According to Dr Saxon, the Times article “scared a lot of patients,” and made the medical industry aware of the need to disseminate correct information in an appropriate manner. “We discussed ways for patients to get information that isn’t related to the lay press—to the New York Times,” she said.

Another topic discussed at the meeting, according to Dr Carlson, was the importance of precise terminology and uniform definitions. “It was noted that the term ‘recall’ has strong implications for many people that, in some cases, may not match the intended meaning,” he said.

When asked to describe the purpose of postmarket surveillance of pacemakers and ICDs, Dr Carlson said that “the primary goal of postmarket surveillance is to monitor and determine expected device performance and to identify potential and recurring device malfunctions.”

However, Dr Carlson acknowledged that there are many barriers related to data collection of postmarket device surveillance, noting that “devices are often interred with patients, particularly when they die at a site remote from their cardiac electrophysiologist.
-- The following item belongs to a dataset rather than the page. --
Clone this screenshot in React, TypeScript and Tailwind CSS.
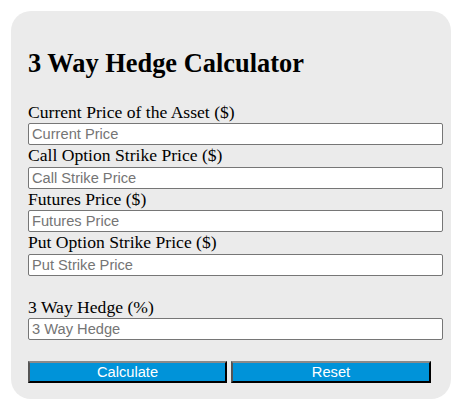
const fields = [
  { label: "Current Price of the Asset ($)", placeholder: "Current Price" },
  { label: "Call Option Strike Price ($)", placeholder: "Call Strike Price" },
  { label: "Futures Price ($)", placeholder: "Futures Price" },
  { label: "Put Option Strike Price ($)", placeholder: "Put Strike Price" },
]

function Field({ label, placeholder }: { label: string; placeholder: string }) {
  return (
    <div className="flex flex-col">
      <label className="block h-[21.5px] whitespace-nowrap text-[17.6px] leading-[21px] text-black">{label}</label>
      <input
        type="text"
        placeholder={placeholder}
        className="box-border h-[22px] w-[415px] rounded-[2px] border border-[#767676] bg-white px-[3px] font-['Liberation_Sans',Arial,sans-serif] text-[14.67px] text-black placeholder:text-[#757575] outline-none"
      />
    </div>
  )
}

export default function App() {
  return (
    <div className="min-h-[409px] bg-white p-[11px] font-['Liberation_Serif','Times_New_Roman',serif]">
      <div className="w-[440px] rounded-[20px] bg-[#ebebeb] pt-[38px] pb-[16px] pl-[17px]">
        <h2 className="mb-[24.5px] whitespace-nowrap text-[26.4px] leading-[28px] font-bold text-black">
          3 Way Hedge Calculator
        </h2>

        {fields.map((f) => (
          <Field key={f.label} label={f.label} placeholder={f.placeholder} />
        ))}

        {/* result */}
        <div className="mt-[21px]">
          <Field label="3 Way Hedge (%)" placeholder="3 Way Hedge" />
        </div>

        <div className="mt-[21px] flex gap-[4px]">
          <button className="h-[22px] w-[199px] border-2 border-t-[#8a8a8a] border-l-[#555] border-r-black border-b-black bg-[#0093d9] font-['Liberation_Sans',Arial,sans-serif] text-[14.67px] leading-none text-white">
            Calculate
          </button>
          <button className="h-[22px] w-[200px] border-2 border-t-[#8a8a8a] border-l-[#555] border-r-black border-b-black bg-[#0093d9] font-['Liberation_Sans',Arial,sans-serif] text-[14.67px] leading-none text-white">
            Reset
          </button>
        </div>
      </div>
    </div>
  )
}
Some physicians and patients may not be aware of the importance of returning devices for analysis. The importance of patient and physician education regarding the importance of returning devices was noted. It was noted also that some countries provide strong incentives to return devices for analysis. Incentives of this sort in the United States would require significant policy changes.”
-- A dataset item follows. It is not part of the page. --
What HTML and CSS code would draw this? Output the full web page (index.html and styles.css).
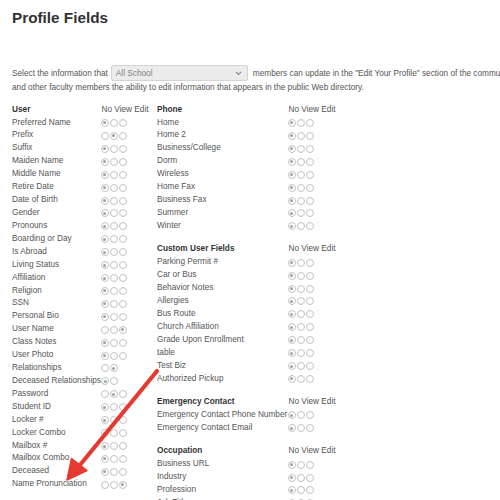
FILE: index.html
```html
<!DOCTYPE html>
<html>
<head>
<meta charset="utf-8">
<title>Profile Fields</title>
<link rel="stylesheet" href="styles.css">
</head>
<body>
<div class="page">
  <h1 class="title">Profile Fields</h1>
  <div class="intro">
    <div class="line1">
      <span>Select the information that</span>
      <span class="select"><span class="sel-text">All School</span><svg class="chev" width="7" height="5" viewBox="0 0 7 5"><path d="M1 1 L3.5 3.5 L6 1" fill="none" stroke="#888" stroke-width="1.1"/></svg></span>
      <span>members can update in the "Edit Your Profile" section of the community portal. Also give teachers</span>
    </div>
    <div class="line2">and other faculty members the ability to edit information that appears in the public Web directory.</div>
  </div>

  <div class="cols">
    <div class="col col1">
      <div class="section">
        <div class="row hdr"><span class="lbl">User</span><span class="nve">No View Edit</span></div>
        <div class="row"><span class="lbl">Preferred Name</span><span class="radios"><i class="r on"></i><i class="r"></i><i class="r"></i></span></div>
        <div class="row"><span class="lbl">Prefix</span><span class="radios"><i class="r"></i><i class="r on"></i><i class="r"></i></span></div>
        <div class="row"><span class="lbl">Suffix</span><span class="radios"><i class="r on"></i><i class="r"></i><i class="r"></i></span></div>
        <div class="row"><span class="lbl">Maiden Name</span><span class="radios"><i class="r on"></i><i class="r"></i><i class="r"></i></span></div>
        <div class="row"><span class="lbl">Middle Name</span><span class="radios"><i class="r on"></i><i class="r"></i><i class="r"></i></span></div>
        <div class="row"><span class="lbl">Retire Date</span><span class="radios"><i class="r on"></i><i class="r"></i><i class="r"></i></span></div>
        <div class="row"><span class="lbl">Date of Birth</span><span class="radios"><i class="r on"></i><i class="r"></i><i class="r"></i></span></div>
        <div class="row"><span class="lbl">Gender</span><span class="radios"><i class="r on"></i><i class="r"></i><i class="r"></i></span></div>
        <div class="row"><span class="lbl">Pronouns</span><span class="radios"><i class="r on"></i><i class="r"></i><i class="r"></i></span></div>
        <div class="row"><span class="lbl">Boarding or Day</span><span class="radios"><i class="r on"></i><i class="r"></i><i class="r"></i></span></div>
        <div class="row"><span class="lbl">Is Abroad</span><span class="radios"><i class="r on"></i><i class="r"></i><i class="r"></i></span></div>
        <div class="row"><span class="lbl">Living Status</span><span class="radios"><i class="r on"></i><i class="r"></i><i class="r"></i></span></div>
        <div class="row"><span class="lbl">Affiliation</span><span class="radios"><i class="r on"></i><i class="r"></i><i class="r"></i></span></div>
        <div class="row"><span class="lbl">Religion</span><span class="radios"><i class="r on"></i><i class="r"></i><i class="r"></i></span></div>
        <div class="row"><span class="lbl">SSN</span><span class="radios"><i class="r on"></i><i class="r"></i><i class="r"></i></span></div>
        <div class="row"><span class="lbl">Personal Bio</span><span class="radios"><i class="r on"></i><i class="r"></i><i class="r"></i></span></div>
        <div class="row"><span class="lbl">User Name</span><span class="radios"><i class="r"></i><i class="r"></i><i class="r on"></i></span></div>
        <div class="row"><span class="lbl">Class Notes</span><span class="radios"><i class="r on"></i><i class="r"></i><i class="r"></i></span></div>
        <div class="row"><span class="lbl">User Photo</span><span class="radios"><i class="r on"></i><i class="r"></i><i class="r"></i></span></div>
        <div class="row"><span class="lbl">Relationships</span><span class="radios"><i class="r"></i><i class="r on"></i></span></div>
        <div class="row"><span class="lbl">Deceased Relationships</span><span class="radios"><i class="r on"></i><i class="r"></i></span></div>
        <div class="row"><span class="lbl">Password</span><span class="radios"><i class="r"></i><i class="r on"></i><i class="r"></i></span></div>
        <div class="row"><span class="lbl">Student ID</span><span class="radios"><i class="r on"></i><i class="r"></i><i class="r"></i></span></div>
        <div class="row"><span class="lbl">Locker #</span><span class="radios"><i class="r on"></i><i class="r"></i><i class="r"></i></span></div>
        <div class="row"><span class="lbl">Locker Combo</span><span class="radios"><i class="r on"></i><i class="r"></i><i class="r"></i></span></div>
        <div class="row"><span class="lbl">Mailbox #</span><span class="radios"><i class="r on"></i><i class="r"></i><i class="r"></i></span></div>
        <div class="row"><span class="lbl">Mailbox Combo</span><span class="radios"><i class="r on"></i><i class="r"></i><i class="r"></i></span></div>
        <div class="row"><span class="lbl">Deceased</span><span class="radios"><i class="r on"></i><i class="r"></i><i class="r"></i></span></div>
        <div class="row"><span class="lbl">Name Pronunciation</span><span class="radios"><i class="r"></i><i class="r"></i><i class="r on"></i></span></div>
      </div>
    </div>

    <div class="col col2">
      <div class="section">
        <div class="row hdr"><span class="lbl">Phone</span><span class="nve">No View Edit</span></div>
        <div class="row"><span class="lbl">Home</span><span class="radios"><i class="r on"></i><i class="r"></i><i class="r"></i></span></div>
        <div class="row"><span class="lbl">Home 2</span><span class="radios"><i class="r on"></i><i class="r"></i><i class="r"></i></span></div>
        <div class="row"><span class="lbl">Business/College</span><span class="radios"><i class="r on"></i><i class="r"></i><i class="r"></i></span></div>
        <div class="row"><span class="lbl">Dorm</span><span class="radios"><i class="r on"></i><i class="r"></i><i class="r"></i></span></div>
        <div class="row"><span class="lbl">Wireless</span><span class="radios"><i class="r on"></i><i class="r"></i><i class="r"></i></span></div>
        <div class="row"><span class="lbl">Home Fax</span><span class="radios"><i class="r on"></i><i class="r"></i><i class="r"></i></span></div>
        <div class="row"><span class="lbl">Business Fax</span><span class="radios"><i class="r on"></i><i class="r"></i><i class="r"></i></span></div>
        <div class="row"><span class="lbl">Summer</span><span class="radios"><i class="r on"></i><i class="r"></i><i class="r"></i></span></div>
        <div class="row"><span class="lbl">Winter</span><span class="radios"><i class="r on"></i><i class="r"></i><i class="r"></i></span></div>
      </div>
      <div class="section">
        <div class="row hdr"><span class="lbl">Custom User Fields</span><span class="nve">No View Edit</span></div>
        <div class="row"><span class="lbl">Parking Permit #</span><span class="radios"><i class="r on"></i><i class="r"></i><i class="r"></i></span></div>
        <div class="row"><span class="lbl">Car or Bus</span><span class="radios"><i class="r on"></i><i class="r"></i><i class="r"></i></span></div>
        <div class="row"><span class="lbl">Behavior Notes</span><span class="radios"><i class="r on"></i><i class="r"></i><i class="r"></i></span></div>
        <div class="row"><span class="lbl">Allergies</span><span class="radios"><i class="r on"></i><i class="r"></i><i class="r"></i></span></div>
        <div class="row"><span class="lbl">Bus Route</span><span class="radios"><i class="r on"></i><i class="r"></i><i class="r"></i></span></div>
        <div class="row"><span class="lbl">Church Affiliation</span><span class="radios"><i class="r on"></i><i class="r"></i><i class="r"></i></span></div>
        <div class="row"><span class="lbl">Grade Upon Enrollment</span><span class="radios"><i class="r on"></i><i class="r"></i><i class="r"></i></span></div>
        <div class="row"><span class="lbl">table</span><span class="radios"><i class="r on"></i><i class="r"></i><i class="r"></i></span></div>
        <div class="row"><span class="lbl">Test Biz</span><span class="radios"><i class="r on"></i><i class="r"></i><i class="r"></i></span></div>
        <div class="row"><span class="lbl">Authorized Pickup</span><span class="radios"><i class="r on"></i><i class="r"></i><i class="r"></i></span></div>
      </div>
      <div class="section">
        <div class="row hdr"><span class="lbl">Emergency Contact</span><span class="nve">No View Edit</span></div>
        <div class="row"><span class="lbl">Emergency Contact Phone Number</span><span class="radios"><i class="r on"></i><i class="r"></i><i class="r"></i></span></div>
        <div class="row"><span class="lbl">Emergency Contact Email</span><span class="radios"><i class="r on"></i><i class="r"></i><i class="r"></i></span></div>
      </div>
      <div class="section">
        <div class="row hdr"><span class="lbl">Occupation</span><span class="nve">No View Edit</span></div>
        <div class="row"><span class="lbl">Business URL</span><span class="radios"><i class="r on"></i><i class="r"></i><i class="r"></i></span></div>
        <div class="row"><span class="lbl">Industry</span><span class="radios"><i class="r on"></i><i class="r"></i><i class="r"></i></span></div>
        <div class="row"><span class="lbl">Profession</span><span class="radios"><i class="r on"></i><i class="r"></i><i class="r"></i></span></div>
        <div class="row"><span class="lbl">Job Title</span><span class="radios"><i class="r on"></i><i class="r"></i><i class="r"></i></span></div>
      </div>
    </div>
  </div>

  <svg class="arrow" width="500" height="500" viewBox="0 0 500 500">
    <line x1="157" y1="371" x2="80" y2="465" stroke="#e53a30" stroke-width="4.2" stroke-linecap="round"/>
    <polygon points="67,480 87,470.5 71.5,458.5" fill="#e53a30" stroke="#e53a30" stroke-width="1.5" stroke-linejoin="round"/>
  </svg>
</div>
</body>
</html>
```

FILE: styles.css
```css
html, body {
  margin: 0;
  padding: 0;
  background: #fff;
  overflow: hidden;
}

body {
  font-family: "Liberation Sans", Arial, sans-serif;
  color: #555;
}

.page {
  position: relative;
  width: 720px;
  height: 500px;
  padding-left: 12px;
  box-sizing: border-box;
  overflow: hidden;
}

.title {
  margin: 9px 0 0;
  font-size: 15.3px;
  line-height: 18px;
  font-weight: bold;
  color: #333;
}

.intro {
  margin-top: 38px;
  font-size: 8.25px;
}

.line1 {
  display: flex;
  align-items: center;
  height: 16px;
  white-space: nowrap;
}

.select {
  display: flex;
  align-items: center;
  justify-content: space-between;
  width: 137px;
  height: 16px;
  box-sizing: border-box;
  margin: 0 5px 0 3px;
  padding: 0 5px 0 4px;
  border: 1px solid #d4d4d4;
  border-radius: 2px;
  background: #ececec;
  color: #808080;
}

.chev {
  display: block;
}

.line2 {
  line-height: 13px;
  white-space: nowrap;
}

.cols {
  display: flex;
  margin-top: 9.6px;
  font-size: 8.25px;
}

.col1 {
  width: 145px;
  flex-shrink: 0;
}

.section + .section {
  margin-top: 10.5px;
}

.row {
  display: flex;
  align-items: center;
  height: 12.93px;
  line-height: 12.93px;
  white-space: nowrap;
}

.lbl {
  flex-shrink: 0;
}

.col1 .lbl {
  min-width: 88px;
}

.col2 .lbl {
  min-width: 130px;
}

.hdr .lbl {
  font-weight: bold;
  color: #333;
}

.nve {
  padding-left: 1.5px;
  color: #555;
}

.radios {
  display: flex;
  gap: 1px;
  padding-left: 0.5px;
}

.r {
  position: relative;
  display: block;
  width: 8px;
  height: 8px;
  box-sizing: border-box;
  border: 1px solid #c2c2c2;
  border-radius: 50%;
  background: #fff;
}

.r.on::after {
  content: "";
  position: absolute;
  left: 1.5px;
  top: 1.5px;
  width: 3px;
  height: 3px;
  border-radius: 50%;
  background: #a0a0a0;
}

.arrow {
  position: absolute;
  left: 0;
  top: 0;
  pointer-events: none;
}
```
According to Dr Saxon, current industry and FDA advisory communications have significant differences, which reflect the distinctive nature of each advisory and the medical, legal, and patient safety issues inherent in an implanted device advisory. Standardization of advisory communications to physicians to supplement industry and FDA communications is needed, she noted, providing physicians with:

  • Concise clinical information to facilitate rational patient communication and better-informed clinical action
  • Objective information
  • Information that can be easily referenced and subject to updates.

When asked what she tells patients who are worried about advisories related to specific ICDs or pacemakers Dr Saxon said, “I have over 600 patients with devices right now. Advisories are fluid, and I follow the advice [in the advisories] and am open to what kind of information develops around it. In general, the advisories that have come out in the past 6 months have been low. And truthfully it’s hard to take a new device out of the box and be able to ensure that it’s not going to have any malfunction. Current ICDs have a very good track record—they would have to.”

In October 2005, the Heart Rhythm Society put together a task force to draft public policy recommendations to improve the pacemaker and ICD postmarket surveillance system and related communications between device manufacturers, the federal government, clinicians, and patients, as well as to develop comprehensive clinician guidelines. The 14-member task force, which includes Drs Carlson and Saxon, plans to have the recommendations ready for public comment by May 2006. Development of the clinician guidelines is expected to take 9 to 12 months.

“This was a positive first step,” Dr Saxon said.

According to a New York Times article (October 26, 2005), the Department of Justice issued subpoenas to Guidant, Medtronic, and St. Jude Medical as part of a new investigation that is looking into allegations concerning any illegal payments or other incentives any of these companies may have offered to physicians to use their products.